Objective ▸
Every line holding the string "screenshot" should be gathered.

** START OF Information provided **

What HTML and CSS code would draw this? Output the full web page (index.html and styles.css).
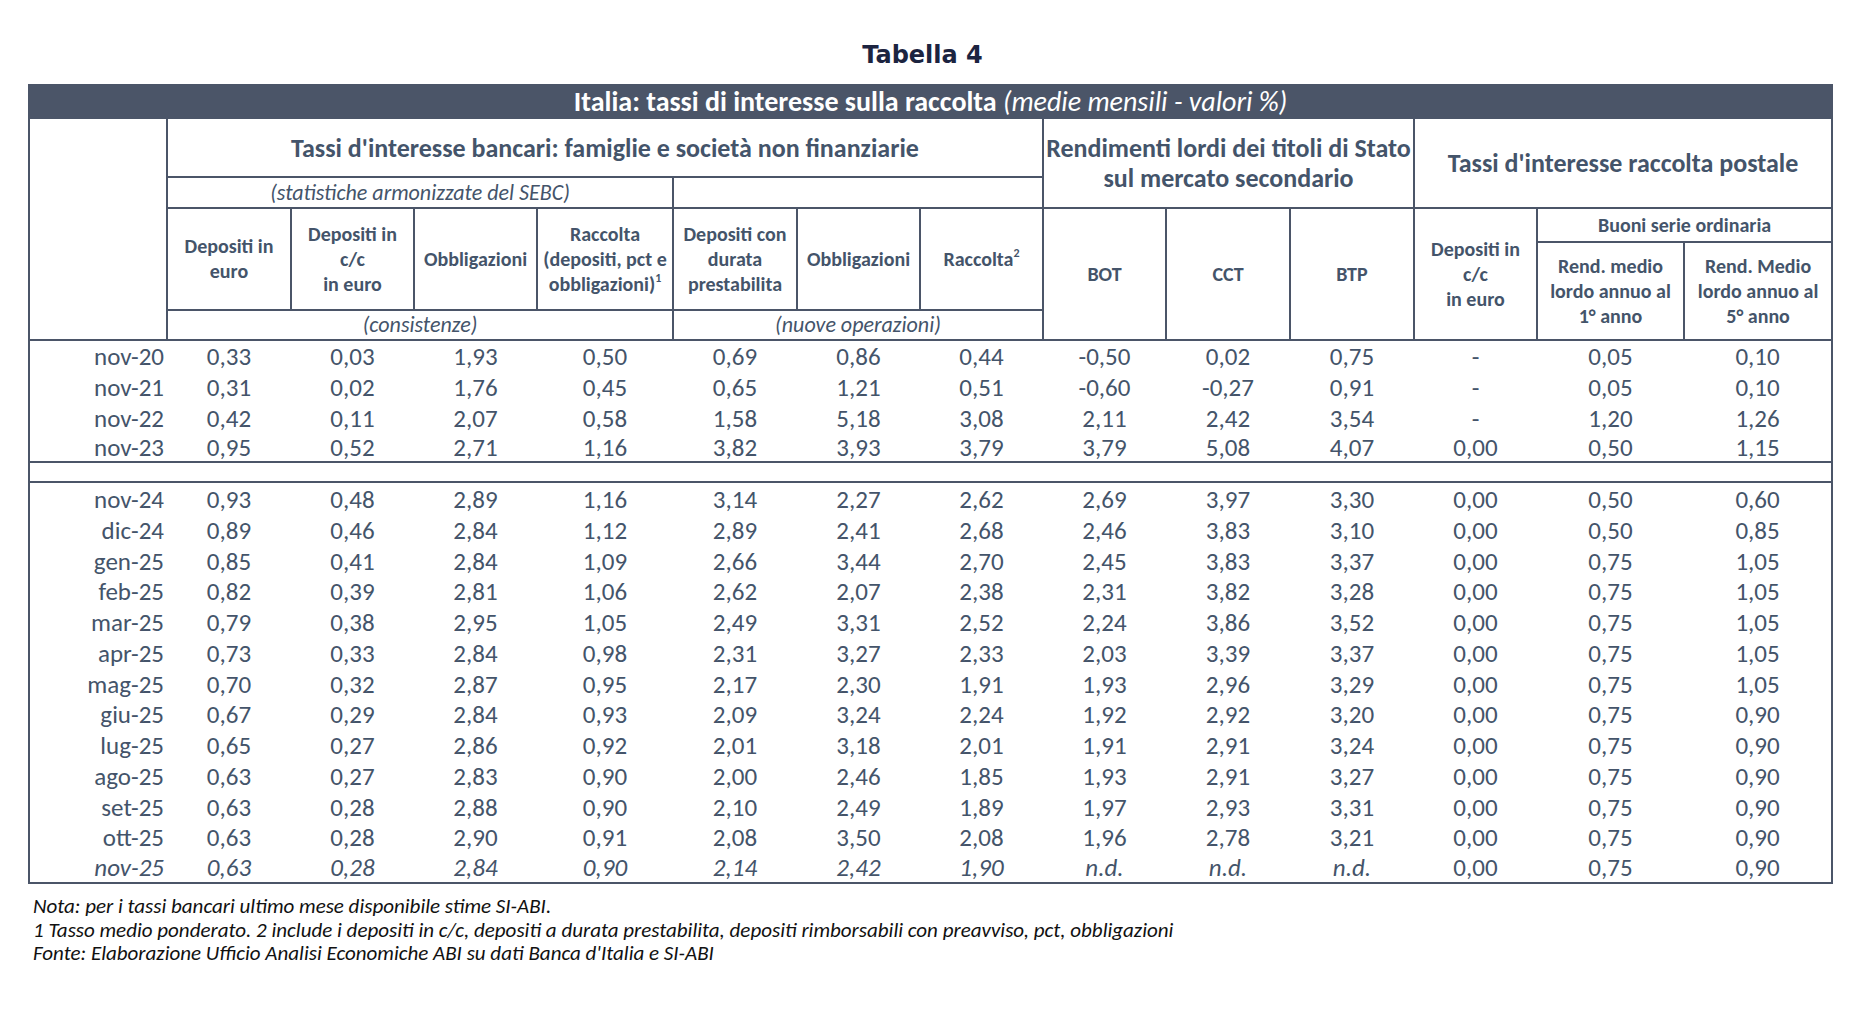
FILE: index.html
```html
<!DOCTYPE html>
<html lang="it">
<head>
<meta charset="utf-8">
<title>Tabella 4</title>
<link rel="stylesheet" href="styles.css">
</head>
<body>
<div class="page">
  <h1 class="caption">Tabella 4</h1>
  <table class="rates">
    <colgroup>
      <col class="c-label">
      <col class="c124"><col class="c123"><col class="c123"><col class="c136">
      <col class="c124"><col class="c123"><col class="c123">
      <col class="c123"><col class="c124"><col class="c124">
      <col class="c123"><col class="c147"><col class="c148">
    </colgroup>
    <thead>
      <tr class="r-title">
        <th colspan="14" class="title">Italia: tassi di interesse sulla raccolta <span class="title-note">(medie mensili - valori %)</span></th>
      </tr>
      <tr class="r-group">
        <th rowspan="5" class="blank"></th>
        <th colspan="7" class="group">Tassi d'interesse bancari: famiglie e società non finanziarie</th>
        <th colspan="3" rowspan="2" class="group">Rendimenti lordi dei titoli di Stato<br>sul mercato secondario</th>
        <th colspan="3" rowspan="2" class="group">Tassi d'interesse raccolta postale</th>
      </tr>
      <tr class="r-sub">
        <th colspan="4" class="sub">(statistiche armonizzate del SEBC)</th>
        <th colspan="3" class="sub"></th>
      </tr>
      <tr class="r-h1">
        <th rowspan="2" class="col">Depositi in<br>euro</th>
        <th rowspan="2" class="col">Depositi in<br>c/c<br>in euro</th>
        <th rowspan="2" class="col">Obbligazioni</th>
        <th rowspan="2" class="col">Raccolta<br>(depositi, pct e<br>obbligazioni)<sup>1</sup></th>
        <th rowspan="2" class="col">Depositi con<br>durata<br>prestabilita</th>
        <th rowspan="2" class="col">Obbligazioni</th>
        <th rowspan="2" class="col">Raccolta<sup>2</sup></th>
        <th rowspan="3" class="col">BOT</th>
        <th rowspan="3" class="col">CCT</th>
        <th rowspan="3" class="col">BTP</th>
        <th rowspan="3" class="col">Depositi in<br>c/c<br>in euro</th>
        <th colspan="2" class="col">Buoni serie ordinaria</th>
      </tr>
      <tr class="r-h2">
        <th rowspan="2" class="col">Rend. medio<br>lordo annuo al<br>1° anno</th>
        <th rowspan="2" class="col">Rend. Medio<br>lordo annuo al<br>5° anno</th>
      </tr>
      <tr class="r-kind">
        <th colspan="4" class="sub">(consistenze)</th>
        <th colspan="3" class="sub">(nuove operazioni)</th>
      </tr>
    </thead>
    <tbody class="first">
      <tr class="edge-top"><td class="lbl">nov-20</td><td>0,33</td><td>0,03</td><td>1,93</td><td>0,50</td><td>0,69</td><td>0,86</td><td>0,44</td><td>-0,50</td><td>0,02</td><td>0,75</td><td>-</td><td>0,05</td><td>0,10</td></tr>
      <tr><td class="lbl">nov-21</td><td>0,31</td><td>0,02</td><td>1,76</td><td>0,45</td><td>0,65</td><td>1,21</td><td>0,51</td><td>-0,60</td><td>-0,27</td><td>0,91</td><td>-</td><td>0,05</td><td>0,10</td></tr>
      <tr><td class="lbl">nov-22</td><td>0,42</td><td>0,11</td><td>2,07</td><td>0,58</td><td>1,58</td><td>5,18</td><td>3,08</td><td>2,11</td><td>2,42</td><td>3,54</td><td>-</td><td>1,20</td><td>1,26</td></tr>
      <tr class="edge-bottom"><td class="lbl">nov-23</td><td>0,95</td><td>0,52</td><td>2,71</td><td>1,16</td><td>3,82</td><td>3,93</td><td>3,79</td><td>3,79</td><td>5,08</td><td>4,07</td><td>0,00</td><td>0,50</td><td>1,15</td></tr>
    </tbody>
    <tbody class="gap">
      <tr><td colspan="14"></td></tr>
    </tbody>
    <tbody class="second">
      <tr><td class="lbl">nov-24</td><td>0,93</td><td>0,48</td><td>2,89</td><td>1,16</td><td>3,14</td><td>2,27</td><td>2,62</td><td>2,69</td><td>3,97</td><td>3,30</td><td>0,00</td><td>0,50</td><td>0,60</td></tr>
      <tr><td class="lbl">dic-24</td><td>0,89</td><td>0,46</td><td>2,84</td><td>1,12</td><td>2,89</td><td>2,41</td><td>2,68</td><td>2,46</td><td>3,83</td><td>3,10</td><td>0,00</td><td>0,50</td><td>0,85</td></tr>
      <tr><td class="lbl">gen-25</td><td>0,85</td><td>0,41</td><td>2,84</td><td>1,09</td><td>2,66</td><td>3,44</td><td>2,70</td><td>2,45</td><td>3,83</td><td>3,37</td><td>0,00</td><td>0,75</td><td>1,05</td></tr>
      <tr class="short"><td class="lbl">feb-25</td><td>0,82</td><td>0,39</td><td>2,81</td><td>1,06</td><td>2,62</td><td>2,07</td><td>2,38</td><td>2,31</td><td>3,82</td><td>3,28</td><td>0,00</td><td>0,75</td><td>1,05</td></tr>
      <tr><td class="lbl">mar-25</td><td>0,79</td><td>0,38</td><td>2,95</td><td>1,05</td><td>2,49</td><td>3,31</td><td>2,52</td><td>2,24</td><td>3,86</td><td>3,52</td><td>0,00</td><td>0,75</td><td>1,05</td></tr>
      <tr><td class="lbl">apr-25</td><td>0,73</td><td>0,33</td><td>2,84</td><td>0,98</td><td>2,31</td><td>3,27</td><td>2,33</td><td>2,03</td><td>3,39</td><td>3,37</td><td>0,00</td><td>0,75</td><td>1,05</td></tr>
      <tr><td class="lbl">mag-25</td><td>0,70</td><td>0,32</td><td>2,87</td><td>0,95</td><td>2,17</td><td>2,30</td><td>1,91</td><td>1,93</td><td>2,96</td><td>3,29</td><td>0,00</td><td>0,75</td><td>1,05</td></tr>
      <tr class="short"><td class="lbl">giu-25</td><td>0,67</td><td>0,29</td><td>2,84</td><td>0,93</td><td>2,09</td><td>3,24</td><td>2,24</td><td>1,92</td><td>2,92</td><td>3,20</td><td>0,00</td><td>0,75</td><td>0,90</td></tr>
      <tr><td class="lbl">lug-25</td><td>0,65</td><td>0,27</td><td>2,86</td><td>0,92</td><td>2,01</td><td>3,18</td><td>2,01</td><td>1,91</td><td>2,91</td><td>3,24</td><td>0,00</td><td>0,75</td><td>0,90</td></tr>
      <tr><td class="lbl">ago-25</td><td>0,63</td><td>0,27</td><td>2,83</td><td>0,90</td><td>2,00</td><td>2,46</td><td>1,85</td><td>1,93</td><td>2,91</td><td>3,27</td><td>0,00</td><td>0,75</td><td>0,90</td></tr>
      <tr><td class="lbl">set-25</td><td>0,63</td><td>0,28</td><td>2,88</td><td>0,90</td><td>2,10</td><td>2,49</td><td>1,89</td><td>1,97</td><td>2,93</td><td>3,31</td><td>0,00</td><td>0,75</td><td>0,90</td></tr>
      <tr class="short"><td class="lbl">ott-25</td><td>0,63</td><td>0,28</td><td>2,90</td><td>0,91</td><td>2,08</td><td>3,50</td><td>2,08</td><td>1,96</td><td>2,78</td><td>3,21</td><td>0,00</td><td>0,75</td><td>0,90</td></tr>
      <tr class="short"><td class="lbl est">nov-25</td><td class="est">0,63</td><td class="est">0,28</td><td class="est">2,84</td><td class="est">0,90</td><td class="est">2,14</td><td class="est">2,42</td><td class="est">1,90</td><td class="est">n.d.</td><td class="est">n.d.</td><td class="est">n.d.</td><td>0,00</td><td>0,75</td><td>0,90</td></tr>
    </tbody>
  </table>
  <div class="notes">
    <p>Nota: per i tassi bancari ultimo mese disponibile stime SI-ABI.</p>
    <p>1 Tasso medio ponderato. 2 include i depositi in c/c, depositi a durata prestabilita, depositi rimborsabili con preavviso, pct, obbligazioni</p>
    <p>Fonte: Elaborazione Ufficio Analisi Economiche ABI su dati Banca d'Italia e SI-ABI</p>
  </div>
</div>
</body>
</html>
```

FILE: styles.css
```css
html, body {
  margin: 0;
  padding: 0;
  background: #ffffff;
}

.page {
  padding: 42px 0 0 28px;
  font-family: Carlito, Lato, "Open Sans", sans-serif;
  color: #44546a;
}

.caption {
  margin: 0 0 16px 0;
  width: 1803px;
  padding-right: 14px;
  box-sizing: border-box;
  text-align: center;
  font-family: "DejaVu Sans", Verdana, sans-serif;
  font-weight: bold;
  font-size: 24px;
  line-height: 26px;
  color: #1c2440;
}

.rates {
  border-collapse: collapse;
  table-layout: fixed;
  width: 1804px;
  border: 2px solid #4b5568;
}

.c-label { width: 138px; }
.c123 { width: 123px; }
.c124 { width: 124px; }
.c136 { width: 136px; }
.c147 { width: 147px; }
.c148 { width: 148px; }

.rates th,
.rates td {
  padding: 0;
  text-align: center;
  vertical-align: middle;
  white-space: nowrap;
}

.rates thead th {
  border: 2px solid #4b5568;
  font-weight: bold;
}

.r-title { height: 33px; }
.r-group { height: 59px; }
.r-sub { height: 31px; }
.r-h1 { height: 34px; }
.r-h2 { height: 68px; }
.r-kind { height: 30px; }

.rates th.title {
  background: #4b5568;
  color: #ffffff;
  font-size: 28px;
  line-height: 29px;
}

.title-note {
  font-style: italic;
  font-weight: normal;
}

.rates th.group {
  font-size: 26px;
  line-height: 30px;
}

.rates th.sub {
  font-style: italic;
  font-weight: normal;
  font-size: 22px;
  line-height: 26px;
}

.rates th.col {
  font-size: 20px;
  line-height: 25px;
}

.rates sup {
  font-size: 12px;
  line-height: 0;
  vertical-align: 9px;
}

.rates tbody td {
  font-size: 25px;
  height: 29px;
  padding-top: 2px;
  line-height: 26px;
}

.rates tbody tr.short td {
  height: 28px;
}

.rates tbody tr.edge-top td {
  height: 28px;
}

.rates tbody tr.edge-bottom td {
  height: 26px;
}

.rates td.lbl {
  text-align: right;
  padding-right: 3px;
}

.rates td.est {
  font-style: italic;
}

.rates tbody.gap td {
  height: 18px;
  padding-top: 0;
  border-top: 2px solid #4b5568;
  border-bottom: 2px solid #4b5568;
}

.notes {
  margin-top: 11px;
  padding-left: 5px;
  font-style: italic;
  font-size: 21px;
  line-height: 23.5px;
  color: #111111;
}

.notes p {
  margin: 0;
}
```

** END OF Information provided **
** START OF Information provided **

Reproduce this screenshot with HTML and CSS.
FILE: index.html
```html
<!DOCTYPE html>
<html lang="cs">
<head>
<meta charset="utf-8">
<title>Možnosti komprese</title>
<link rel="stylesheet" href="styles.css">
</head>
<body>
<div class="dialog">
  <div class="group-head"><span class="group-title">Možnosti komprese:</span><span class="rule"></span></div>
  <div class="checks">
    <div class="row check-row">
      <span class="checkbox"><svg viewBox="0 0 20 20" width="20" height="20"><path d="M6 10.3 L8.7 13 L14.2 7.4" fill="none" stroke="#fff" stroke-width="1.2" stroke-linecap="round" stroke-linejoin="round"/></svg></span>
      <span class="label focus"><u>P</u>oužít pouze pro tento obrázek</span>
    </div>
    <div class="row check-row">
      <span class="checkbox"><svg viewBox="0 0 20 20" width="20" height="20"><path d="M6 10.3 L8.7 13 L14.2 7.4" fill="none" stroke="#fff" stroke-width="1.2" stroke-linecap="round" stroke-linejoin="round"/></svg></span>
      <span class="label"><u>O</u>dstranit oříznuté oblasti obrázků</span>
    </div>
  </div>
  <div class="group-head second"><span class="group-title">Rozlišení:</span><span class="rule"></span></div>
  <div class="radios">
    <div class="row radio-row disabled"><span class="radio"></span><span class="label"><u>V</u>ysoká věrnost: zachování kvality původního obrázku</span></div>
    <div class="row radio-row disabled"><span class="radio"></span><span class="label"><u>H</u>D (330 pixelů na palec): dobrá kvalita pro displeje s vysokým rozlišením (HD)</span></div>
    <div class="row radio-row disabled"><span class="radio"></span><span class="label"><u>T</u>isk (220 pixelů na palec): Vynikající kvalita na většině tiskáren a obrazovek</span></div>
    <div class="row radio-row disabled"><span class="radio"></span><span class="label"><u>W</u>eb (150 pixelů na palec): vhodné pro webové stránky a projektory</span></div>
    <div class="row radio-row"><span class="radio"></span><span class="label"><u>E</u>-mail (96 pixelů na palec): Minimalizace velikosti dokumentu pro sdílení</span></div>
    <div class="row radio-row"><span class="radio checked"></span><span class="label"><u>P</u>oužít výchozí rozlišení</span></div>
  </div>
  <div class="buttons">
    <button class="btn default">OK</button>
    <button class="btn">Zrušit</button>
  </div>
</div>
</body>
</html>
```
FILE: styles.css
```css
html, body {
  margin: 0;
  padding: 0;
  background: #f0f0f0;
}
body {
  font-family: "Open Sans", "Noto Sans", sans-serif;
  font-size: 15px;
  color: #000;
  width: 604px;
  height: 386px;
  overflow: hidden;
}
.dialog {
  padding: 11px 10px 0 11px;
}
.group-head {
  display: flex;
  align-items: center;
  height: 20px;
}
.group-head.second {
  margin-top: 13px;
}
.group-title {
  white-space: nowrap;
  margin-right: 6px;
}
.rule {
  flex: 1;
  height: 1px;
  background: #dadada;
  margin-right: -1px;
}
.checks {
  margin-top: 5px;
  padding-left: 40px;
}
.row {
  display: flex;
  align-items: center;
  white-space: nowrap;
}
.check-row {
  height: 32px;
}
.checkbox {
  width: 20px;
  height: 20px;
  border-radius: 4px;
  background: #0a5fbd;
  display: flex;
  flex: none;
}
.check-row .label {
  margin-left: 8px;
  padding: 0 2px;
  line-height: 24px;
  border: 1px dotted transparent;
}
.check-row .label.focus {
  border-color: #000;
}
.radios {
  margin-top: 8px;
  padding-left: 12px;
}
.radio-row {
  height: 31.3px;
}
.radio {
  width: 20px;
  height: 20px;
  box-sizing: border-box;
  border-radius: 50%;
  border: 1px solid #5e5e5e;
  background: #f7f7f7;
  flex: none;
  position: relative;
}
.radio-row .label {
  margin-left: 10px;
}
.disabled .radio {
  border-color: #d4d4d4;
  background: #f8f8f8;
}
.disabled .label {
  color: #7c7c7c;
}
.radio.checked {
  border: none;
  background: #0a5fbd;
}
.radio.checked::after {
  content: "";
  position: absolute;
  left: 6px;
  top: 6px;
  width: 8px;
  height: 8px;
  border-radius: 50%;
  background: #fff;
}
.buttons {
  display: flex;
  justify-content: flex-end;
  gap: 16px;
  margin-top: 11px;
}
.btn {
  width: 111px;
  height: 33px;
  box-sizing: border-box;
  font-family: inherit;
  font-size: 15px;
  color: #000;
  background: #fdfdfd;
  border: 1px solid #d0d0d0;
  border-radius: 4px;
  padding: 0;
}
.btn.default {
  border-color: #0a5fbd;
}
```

** END OF Information provided **
** START OF Information provided **

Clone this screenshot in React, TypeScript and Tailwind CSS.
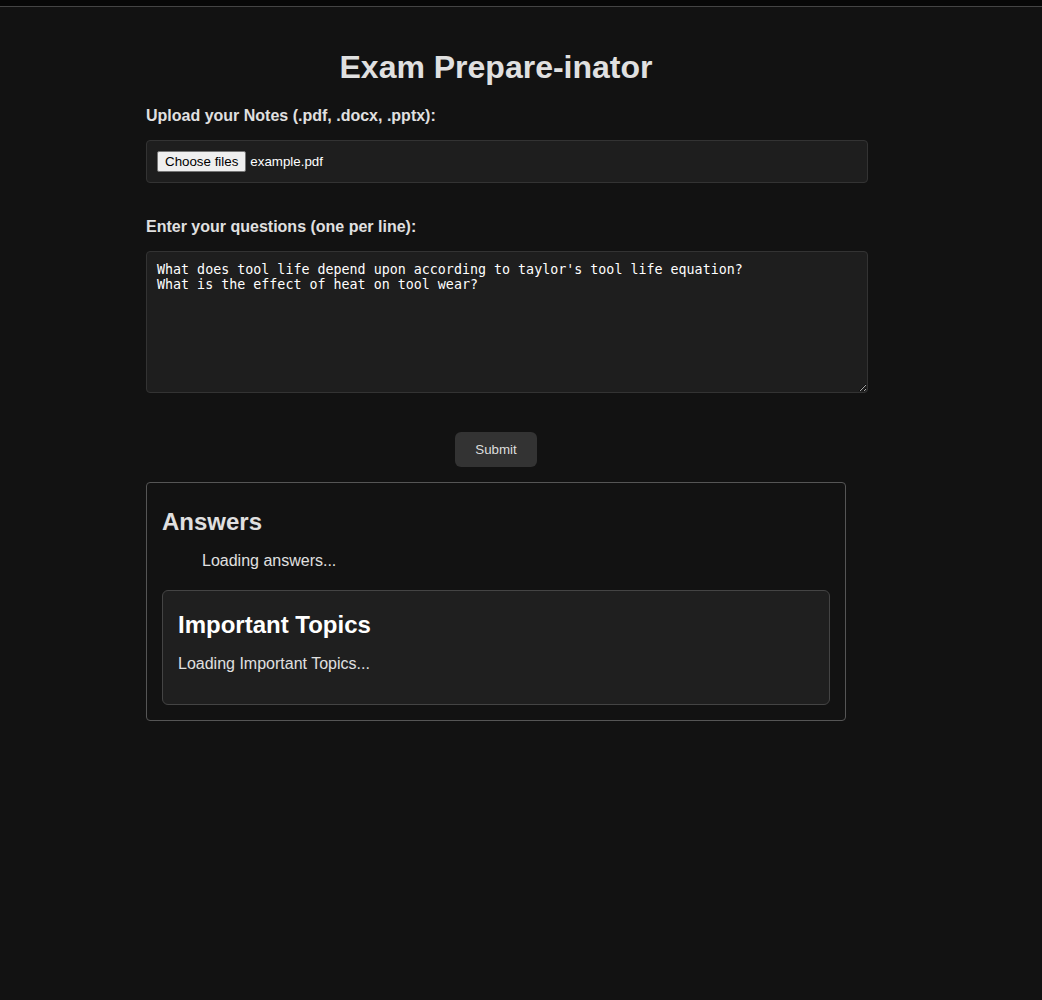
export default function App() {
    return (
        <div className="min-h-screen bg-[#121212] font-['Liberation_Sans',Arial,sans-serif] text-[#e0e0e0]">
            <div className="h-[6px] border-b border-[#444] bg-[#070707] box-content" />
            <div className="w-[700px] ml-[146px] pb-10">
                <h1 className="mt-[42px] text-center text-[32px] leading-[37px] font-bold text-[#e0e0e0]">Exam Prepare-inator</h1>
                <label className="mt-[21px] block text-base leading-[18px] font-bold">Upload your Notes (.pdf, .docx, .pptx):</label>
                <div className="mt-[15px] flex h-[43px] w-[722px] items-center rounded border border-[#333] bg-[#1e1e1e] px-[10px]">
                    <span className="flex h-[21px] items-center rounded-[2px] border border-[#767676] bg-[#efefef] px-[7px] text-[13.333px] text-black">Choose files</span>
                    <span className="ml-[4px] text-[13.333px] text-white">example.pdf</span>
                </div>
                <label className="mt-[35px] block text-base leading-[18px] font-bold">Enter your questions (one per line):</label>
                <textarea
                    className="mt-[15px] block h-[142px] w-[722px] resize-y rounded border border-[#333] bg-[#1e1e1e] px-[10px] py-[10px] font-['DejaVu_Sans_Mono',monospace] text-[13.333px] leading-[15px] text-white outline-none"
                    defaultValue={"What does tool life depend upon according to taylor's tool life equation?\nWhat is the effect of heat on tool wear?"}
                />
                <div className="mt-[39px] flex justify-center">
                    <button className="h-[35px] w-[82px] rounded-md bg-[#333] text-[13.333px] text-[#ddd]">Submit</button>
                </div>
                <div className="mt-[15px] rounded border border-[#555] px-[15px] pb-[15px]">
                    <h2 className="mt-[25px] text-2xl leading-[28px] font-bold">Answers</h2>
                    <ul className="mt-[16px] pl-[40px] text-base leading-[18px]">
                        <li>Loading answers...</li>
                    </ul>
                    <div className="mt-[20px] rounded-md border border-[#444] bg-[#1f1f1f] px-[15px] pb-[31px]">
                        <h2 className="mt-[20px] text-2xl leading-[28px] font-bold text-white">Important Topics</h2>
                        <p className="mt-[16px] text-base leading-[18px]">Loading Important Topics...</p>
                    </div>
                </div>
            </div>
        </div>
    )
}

** END OF Information provided **

Result of this task ▸
Reproduce this screenshot with HTML and CSS.
Clone this screenshot in React, TypeScript and Tailwind CSS.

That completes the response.